Je ne veux pas dire que tout cela aurait réussi, qu’on n’aurait eu à essuyer ni revers ni déceptions. On pouvait échouer, même au premier pas, c’est possible, — on n’aurait pas échoué dans tous les cas plus qu’on ne l’a fait. Ce que je veux dire, c’est que c’était là réellement un projet hardi et praticable, réunissant les meilleures conditions, minutieusement travaillé, à la veille d’être exécuté lorsque le 14 novembre au soir, après quinze jours passés sans aucune nouvelle de la province, Paris apprenait tout à coup que l’armée de la Loire, dont on commençait à douter, venait de révéler son existence par un succès, par un combat des plus heureux, livré le 9 à Coulmiers, non loin d’Orléans.
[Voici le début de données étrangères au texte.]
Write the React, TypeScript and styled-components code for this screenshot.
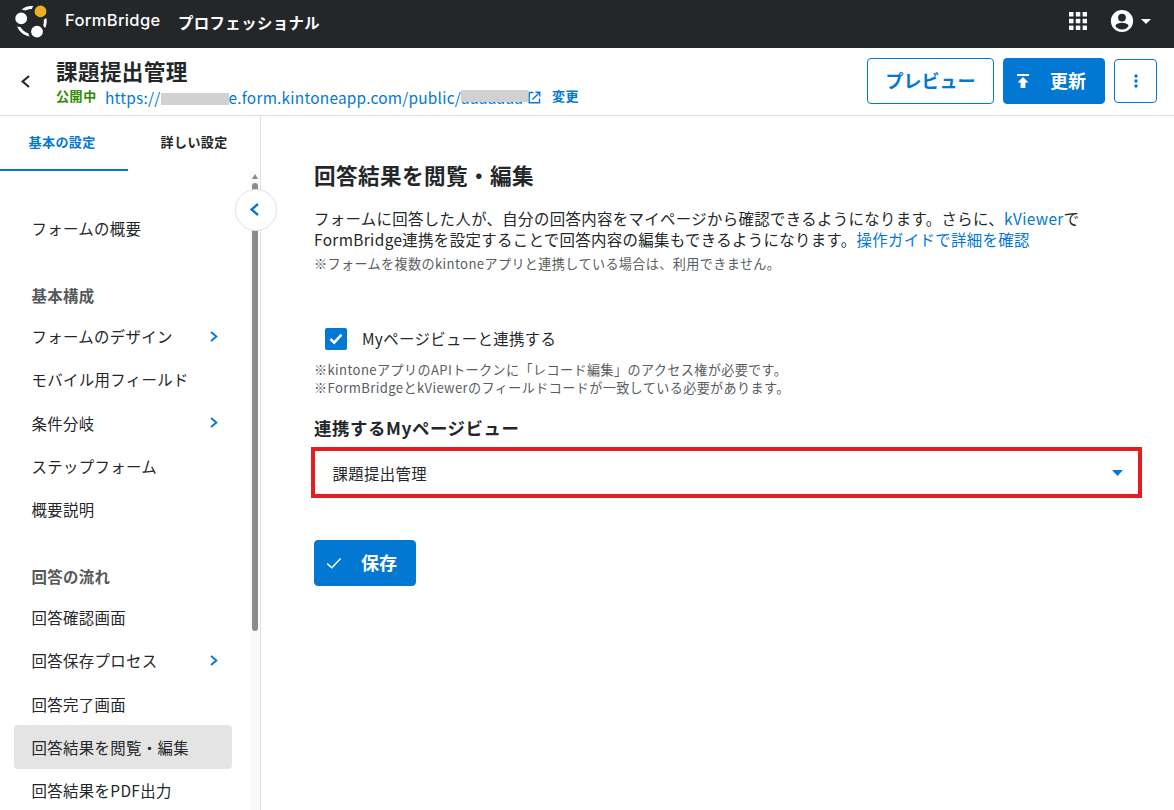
import React from "react";
import styled, { createGlobalStyle, css } from "styled-components";

const blue = "#0278d3";
const ink = "#242729";

const Global = createGlobalStyle`
  * { box-sizing: border-box; }
  html, body { margin: 0; height: 100%; overflow: hidden; background: #fff; }
  body {
    font-family: "Noto Sans CJK JP", "Noto Sans", sans-serif;
    font-size: 15.4px;
    letter-spacing: 0.37px;
    color: ${ink};
  }
  svg { display: block; flex: none; }
`;

const Page = styled.div`
  width: 1174px;
  height: 810px;
  display: flex;
  flex-direction: column;
  overflow: hidden;
`;

const TopBar = styled.header`
  height: 48px;
  flex: none;
  display: flex;
  align-items: center;
  background: #242729;
  color: #fff;
  padding: 0 23px 6px 14px;
`;

const Brand = styled.span`
  font-family: Inter, sans-serif;
  font-weight: 500;
  font-size: 16.5px;
  line-height: 24px;
  letter-spacing: 0.35px;
  width: 113px;
  margin-left: 17px;
  padding-bottom: 2px;
  white-space: nowrap;
`;

const Plan = styled.span`
  font-weight: 700;
  font-size: 15.4px;
  line-height: 24px;
  letter-spacing: 0.4px;
  padding-top: 2px;
  flex: 1;
`;

const TopIcons = styled.div`
  display: flex;
  align-items: center;
  svg + svg { margin-left: 22px; }
  svg:last-child { margin-left: 6px; }
`;

const FormBar = styled.div`
  height: 68px;
  flex: none;
  display: flex;
  border-bottom: 1px solid #dfe1e1;
  padding: 0 17px 0 21px;
`;

const Back = styled.button`
  border: 0;
  background: none;
  padding: 27px 0 0;
  width: 35px;
  display: flex;
  align-items: flex-start;
`;

const FormInfo = styled.div`
  flex: 1;
  padding-top: 8px;
`;

const FormName = styled.h1`
  margin: 0 0 1px;
  font-size: 21.6px;
  line-height: 30px;
  font-weight: 700;
  letter-spacing: 0.35px;
`;

const UrlLine = styled.div`
  display: flex;
  align-items: center;
  height: 18px;
  white-space: nowrap;
`;

const Status = styled.span`
  color: #2b8a00;
  font-weight: 700;
  font-size: 13px;
  line-height: 18px;
  letter-spacing: 0.6px;
  width: 49px;
`;

const Url = styled.a`
  color: ${blue};
  display: flex;
  align-items: center;
  line-height: 18px;
  letter-spacing: 0.23px;
  margin-top: 2px;
`;

const Masked = styled.span<{ $w: number; $top: number }>`
  position: relative;
  display: block;
  width: ${(p) => p.$w}px;
  height: 18px;
  &::after {
    content: "";
    position: absolute;
    left: 0;
    right: 0;
    top: ${(p) => p.$top}px;
    height: 12px;
    background: #d0d1d2;
  }
`;

const Change = styled.a`
  color: ${blue};
  font-weight: 700;
  font-size: 13px;
  line-height: 18px;
  letter-spacing: 0.6px;
  margin-left: 11px;
`;

const Actions = styled.div`
  display: flex;
  align-items: flex-start;
  gap: 9px;
  padding-top: 10px;
`;

const Button = styled.button<{ $w: number; $h?: number; $primary?: boolean }>`
  width: ${(p) => p.$w}px;
  height: ${(p) => p.$h ?? 46}px;
  border: 1px solid ${blue};
  border-radius: 4px;
  background: ${(p) => (p.$primary ? blue : "#fff")};
  color: ${(p) => (p.$primary ? "#fff" : blue)};
  font: 700 18px/26px "Noto Sans CJK JP", sans-serif;
  letter-spacing: 0;
  padding: 0;
  display: flex;
  align-items: center;
  justify-content: ${(p) => (p.$primary ? "flex-start" : "center")};
  ${(p) => p.$primary && css`padding-left: 10px; gap: 18px;`}
`;

const ButtonLabel = styled.span`
  padding-bottom: 2px;
`;

const MoreSlot = styled.div`
  padding-top: 1px;
`;

const Body = styled.div`
  flex: 1;
  display: flex;
  min-height: 0;
`;

const Sidebar = styled.aside`
  position: relative;
  width: 261px;
  flex: none;
  border-right: 1px solid #dfe1e1;
  display: flex;
  flex-direction: column;
`;

const Tabs = styled.div`
  display: flex;
  height: 55px;
  flex: none;
`;

const Tab = styled.div<{ $active?: boolean }>`
  width: ${(p) => (p.$active ? 128 : 132)}px;
  padding-left: ${(p) => (p.$active ? 28.5 : 32.5)}px;
  border-bottom: 2px solid ${(p) => (p.$active ? blue : "transparent")};
  color: ${(p) => (p.$active ? blue : ink)};
  font-size: 13px;
  font-weight: 700;
  letter-spacing: 0.45px;
  line-height: 52px;
  white-space: nowrap;
`;

const MenuArea = styled.div`
  display: flex;
  flex: 1;
  min-height: 0;
`;

const Menu = styled.nav`
  width: 250px;
  padding: 35.5px 18px 0 14px;
  overflow: hidden;
`;

const Group = styled.div`
  margin-bottom: 26px;
`;

const GroupTitle = styled.div`
  height: 38.75px;
  line-height: 39px;
  padding-left: 17.5px;
  font-weight: 700;
  color: #54585a;
`;

const Item = styled.div<{ $active?: boolean }>`
  height: 43.25px;
  padding: 0 14px 0 17.5px;
  border-radius: 4px;
  background: ${(p) => (p.$active ? "#e4e4e4" : "transparent")};
  display: flex;
  align-items: center;
  justify-content: space-between;
  white-space: nowrap;
`;

const Scroll = styled.div`
  width: 10px;
  background: #fafafa;
  display: flex;
  flex-direction: column;
  align-items: center;
  padding-top: 3px;
`;

const Thumb = styled.div`
  width: 6px;
  height: 448px;
  margin-top: 4px;
  border-radius: 3px;
  background: #8b8b8b;
`;

const Collapse = styled.button`
  position: absolute;
  left: 235px;
  top: 73px;
  width: 42px;
  height: 42px;
  border-radius: 50%;
  border: 1px solid #dfe1e1;
  background: #fff;
  padding: 0 3px 2px 0;
  display: flex;
  align-items: center;
  justify-content: center;
`;

const Main = styled.main`
  flex: 1;
  padding: 42px 32px 0 53px;
`;

const Title = styled.h2`
  margin: 0;
  font-size: 21.6px;
  line-height: 34px;
  font-weight: 700;
  letter-spacing: 0.4px;
`;

const Text = styled.p`
  margin: 16px 0 0;
  line-height: 21px;
  white-space: nowrap;
`;

const Link = styled.a`
  color: ${blue};
`;

const Note = styled.p<{ $top: number }>`
  margin: ${(p) => p.$top}px 0 0;
  font-size: 13.1px;
  line-height: 18px;
  letter-spacing: 0.39px;
  color: #595d5f;
`;

const CheckRow = styled.label`
  display: flex;
  align-items: center;
  gap: 15px;
  height: 24px;
  margin: 54px 0 0 11px;
`;

const CheckLabel = styled.span`
  padding-bottom: 2px;
`;

const CheckBox = styled.span`
  width: 22px;
  height: 22px;
  border-radius: 2px;
  background: ${blue};
  display: flex;
  align-items: center;
  justify-content: center;
`;

const FieldLabel = styled.h3`
  margin: 18px 0 0;
  font-size: 17.4px;
  line-height: 26px;
  font-weight: 700;
  letter-spacing: 0.6px;
`;

const Select = styled.div`
  width: 831px;
  height: 51px;
  margin: 6px 0 42px -3.5px;
  border: 4px solid #e71c1f;
  display: flex;
  align-items: center;
  justify-content: space-between;
  padding: 0 15px 0 18px;
`;

const Chevron = ({ left, size, color, w }: { left?: boolean; size: [number, number]; color: string; w: number }) => (
  <svg width={size[0]} height={size[1]} viewBox={`0 0 ${size[0]} ${size[1]}`} fill="none" stroke={color} strokeWidth={w}>
    <path
      d={
        left
          ? `M${size[0] - 1} 1 L1.6 ${size[1] / 2} L${size[0] - 1} ${size[1] - 1}`
          : `M1 1 L${size[0] - 1.6} ${size[1] / 2} L1 ${size[1] - 1}`
      }
    />
  </svg>
);

const Caret = ({ color, w, h }: { color: string; w: number; h: number }) => (
  <svg width={w} height={h} viewBox={`0 0 ${w} ${h}`}>
    <path d={`M0 0H${w}L${w / 2} ${h}Z`} fill={color} />
  </svg>
);

type Entry = { label: string; more?: boolean; active?: boolean };
const groups: { title?: string; items: Entry[] }[] = [
  { items: [{ label: "フォームの概要" }] },
  {
    title: "基本構成",
    items: [
      { label: "フォームのデザイン", more: true },
      { label: "モバイル用フィールド" },
      { label: "条件分岐", more: true },
      { label: "ステップフォーム" },
      { label: "概要説明" },
    ],
  },
  {
    title: "回答の流れ",
    items: [
      { label: "回答確認画面" },
      { label: "回答保存プロセス", more: true },
      { label: "回答完了画面" },
      { label: "回答結果を閲覧・編集", active: true },
      { label: "回答結果をPDF出力" },
    ],
  },
];

export default function App() {
  return (
    <Page>
      <Global />
      <TopBar>
        <svg width="34" height="36" viewBox="14 3 34 36">
          <circle cx="31.5" cy="21.3" r="13.8" fill="none" stroke="#fff" strokeWidth="2.8" />
          <g stroke="#242729" strokeWidth="3">
            <circle cx="21.2" cy="18.4" r="7.4" fill="#fff" />
            <circle cx="40.5" cy="11.4" r="7.4" fill="#ebb022" />
            <circle cx="37" cy="31.7" r="7.4" fill="#fff" />
          </g>
        </svg>
        <Brand>FormBridge</Brand>
        <Plan>プロフェッショナル</Plan>
        <TopIcons>
          <svg width="18" height="18" viewBox="0 0 18 18" fill="#fff">
            {[0, 6.8, 13.6].map((y) => [0, 6.8, 13.6].map((x) => <rect key={`${x}-${y}`} x={x} y={y} width="4.5" height="4.5" />))}
          </svg>
          <svg width="26" height="26" viewBox="1 1 22 22" fill="#fff">
            <path d="M12 2.6a9.4 9.4 0 1 0 0 18.8 9.4 9.4 0 0 0 0-18.8Zm0 3.2a3.3 3.3 0 1 1 0 6.6 3.3 3.3 0 0 1 0-6.6Zm0 13.4c-2.4 0-4.4-1.2-5.6-3 .1-1.9 3.8-2.8 5.6-2.8s5.5.9 5.6 2.8a6.7 6.7 0 0 1-5.6 3Z" />
          </svg>
          <Caret color="#fff" w={10} h={5} />
        </TopIcons>
      </TopBar>

      <FormBar>
        <Back>
          <Chevron left size={[9, 13]} color={ink} w={2.2} />
        </Back>
        <FormInfo>
          <FormName>課題提出管理</FormName>
          <UrlLine>
            <Status>公開中</Status>
            <Url>
              https://
              <Masked $w={68} $top={5} />
              e.form.kintoneapp.com/public/
              <Masked $w={67} $top={2}>aaaaaaa</Masked>
              <svg width="13" height="13" viewBox="0 0 13 13" fill="none" stroke={blue} strokeWidth="1.4">
                <path d="M5.5 1.5H1.2V11.8H11.5V7.5M7.5 1.2H11.8V5.5M11.6 1.4L4.4 8.6" />
              </svg>
            </Url>
            <Change>変更</Change>
          </UrlLine>
        </FormInfo>
        <Actions>
          <Button $w={127}>
            <ButtonLabel>プレビュー</ButtonLabel>
          </Button>
          <Button $w={102} $primary>
            <svg width="18" height="18" viewBox="0 0 18 18" fill="#fff">
              <path d="M3 2H15V4H3ZM9 5L14.5 10.5H11.4V16H6.6V10.5H3.5Z" />
            </svg>
            <ButtonLabel>更新</ButtonLabel>
          </Button>
          <MoreSlot>
            <Button $w={43} $h={44}>
              <svg width="4" height="14" viewBox="0 0 4 14" fill={blue}>
                <circle cx="2" cy="2" r="1.7" />
                <circle cx="2" cy="7" r="1.7" />
                <circle cx="2" cy="12" r="1.7" />
              </svg>
            </Button>
          </MoreSlot>
        </Actions>
      </FormBar>

      <Body>
        <Sidebar>
          <Tabs>
            <Tab $active>基本の設定</Tab>
            <Tab>詳しい設定</Tab>
          </Tabs>
          <MenuArea>
            <Menu>
              {groups.map((g, i) => (
                <Group key={i}>
                  {g.title && <GroupTitle>{g.title}</GroupTitle>}
                  {g.items.map((it) => (
                    <Item key={it.label} $active={it.active}>
                      {it.label}
                      {it.more && <Chevron size={[8, 11]} color={blue} w={1.9} />}
                    </Item>
                  ))}
                </Group>
              ))}
            </Menu>
            <Scroll>
              <svg width="6" height="5" viewBox="0 0 6 5">
                <path d="M3 0L6 5H0Z" fill="#8b8b8b" />
              </svg>
              <Thumb />
            </Scroll>
          </MenuArea>
          <Collapse>
            <Chevron left size={[9, 13]} color={blue} w={2.4} />
          </Collapse>
        </Sidebar>

        <Main>
          <Title>回答結果を閲覧・編集</Title>
          <Text>
            フォームに回答した人が、自分の回答内容をマイページから確認できるようになります。さらに、<Link>kViewer</Link>で
            <br />
            FormBridge連携を設定することで回答内容の編集もできるようになります。<Link>操作ガイドで詳細を確認</Link>
          </Text>
          <Note $top={5}>※フォームを複数のkintoneアプリと連携している場合は、利用できません。</Note>
          <CheckRow>
            <CheckBox>
              <svg width="14" height="12" viewBox="0 0 14 12" fill="none" stroke="#fff" strokeWidth="2.6">
                <path d="M1.5 6L5.2 9.6L12.5 1.6" />
              </svg>
            </CheckBox>
            <CheckLabel>Myページビューと連携する</CheckLabel>
          </CheckRow>
          <Note $top={10}>
            ※kintoneアプリのAPIトークンに「レコード編集」のアクセス権が必要です。
            <br />
            ※FormBridgeとkViewerのフィールドコードが一致している必要があります。
          </Note>
          <FieldLabel>連携するMyページビュー</FieldLabel>
          <Select>
            課題提出管理
            <Caret color={blue} w={11} h={6} />
          </Select>
          <Button $w={102} $primary>
            <svg width="18" height="18" viewBox="0 0 18 18" fill="none" stroke="#fff" strokeWidth="1.5">
              <path d="M2.2 9.6L6.8 13.8L15.6 4.6" />
            </svg>
            <ButtonLabel>保存</ButtonLabel>
          </Button>
        </Main>
      </Body>
    </Page>
  );
}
Trois jours après, on annonçait de Tours que non-seulement on avait battu les Bavarois à Coulmiers, fait plus de 2,000 prisonniers, enlevé quelques canons, mais que cette brillante affaire avait eu encore pour conséquence la rentrée de l’armée française à Orléans, où elle était désormais, prête à poursuivre sa victoire.

C’étaient là certainement des nouvelles aussi réconfortantes qu’inattendues, et qui avaient pour effet de relever les esprits du désarroi où ils n’avaient pas tardé à retomber après le 31 octobre. On se reprenait subitement à l’espérance. Il semblait qu’il n’y eût plus pour l’armée de la Loire qu’à s’avancer sur Paris, et pour l’armée de Paris qu’à se jeter sur les lignes prussiennes. Déjà on disait tout bas que de part et d’autre on avait pris rendez-vous dans la forêt de Fontainebleau. Malheureusement ce succès si bien fait pour réchauffer les cœurs, si honorable par lui-même et si facilement grossi par l’imagination, ce succès de Coulmiers, qui ressemblait à un appel, avait l’inconvénient de bouleverser tout un plan préparé d’un autre côté, dont l’exécution ne tenait plus qu’à un dernier ordre.